Cheese is too important to be left to public relations people, newspaper hacks, and low-fat cultists. The pleasure of cheese is as ancient as it is indescribable, and that is even before getting into the troublesome territory of accompaniments.

As a young man, I was unfortunately afraid of cheese, although I liked Babybel. Having escaped the cheese desert of Sweden, and now a slightly wiser and slightly less young man, I foolishly rejected cheese accompanied by anything other than bread or crackers. Having reached a happy medium, in age and wisdom, I am finally prepared to take condiments seriously.

One can safely assume that when Branston think about cheese, they visualize pickle sales charts. I would avoid Branston Pickles. Not because they are bad, because they are not. Avoid them because there are better ones, surprisingly many of which come from a single producer in Hampshire.

Perfect Pickles are the greatest purveyor of pickles and chutneys in Hampshire, and therefore the world! Run by the ever cheery Dwayne Bartram, his produce is charged with his good humour and zest for enjoyment.

One of his versatile chutneys is the Caramelised Onion Chutney. This is rich with the flavour of slow cooked onions, balsamic vinegar and spices. It is great in a cheese sandwich or with your luncheon plate of sausages.

Not for the lily-livered wet or weed is the Red Hot Tomato Chutney. This is made from the wonderful tomatoes from the Isle of Wight Tomato Company, and their fresh, fruity, acidic flavour sings through. What shows more, perhaps, are the Scotch Bonnet peppers the chutney is infused with. This is a fierce, fiery chutney, but it is surprisingly good with creamy cheeses such as Delice de Bourgogne. It is supremely wonderful.

However, the crowning glory of Perfect Pickles are their pickled onions. Pickled in white wine vinegar with bird’s eye chillies the onions have a fabulous hot, acidic and very oniony flavour that would blow the heads off the kind of people one would not really want as friends. They are truly amazing and you should do, as we try to do, pick up enough jars to last you the whole year in the couple of months around Christmas they are available. We scored fifteen jars last Christmas and I am very sad to report we only have four left to be carefully rationed until November.

Perfect Pickles are one of the food suppliers that make Hampshire so great. If you are unfortunate enough to live outside our fair county and you should serendipitously chance upon a jar of any of Dwayne’s produce you should snap them up without a second thought.
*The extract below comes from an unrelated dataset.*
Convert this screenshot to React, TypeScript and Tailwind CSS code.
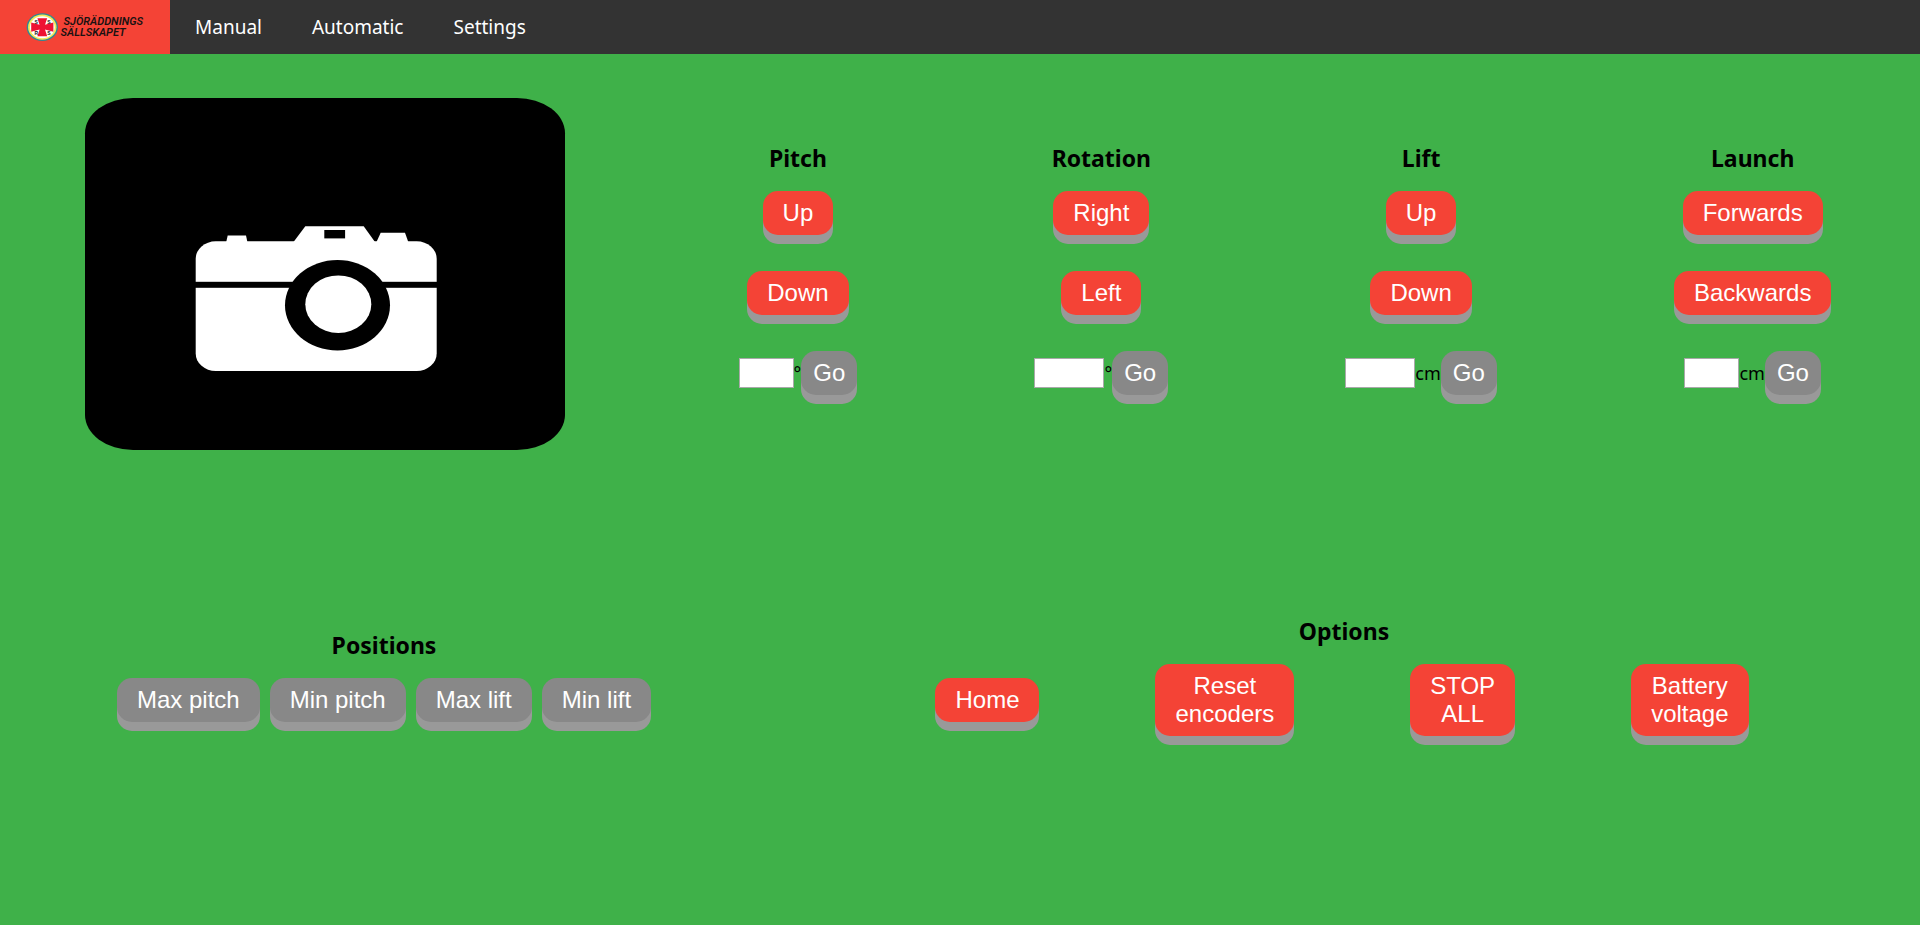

Dwayne Bartram of Perfect Pickles makes perfect accompaniments to cheese, at least for those of us who live in the present, and thus are condemned never to experience the quintessential cheese experience once enjoyed by countless conquering generals in the Near East. A simple victory meal of cheese, fresh Aleppo Figs and the finest Persian Walnuts – referred to by the Romans as Juglans Regia (or Jupiter’s Sacred Acorns) served by newly-enslaved women, accompanied by the screams of their men and children being indiscriminately slaughtered on the banks of the sacred Euphrates.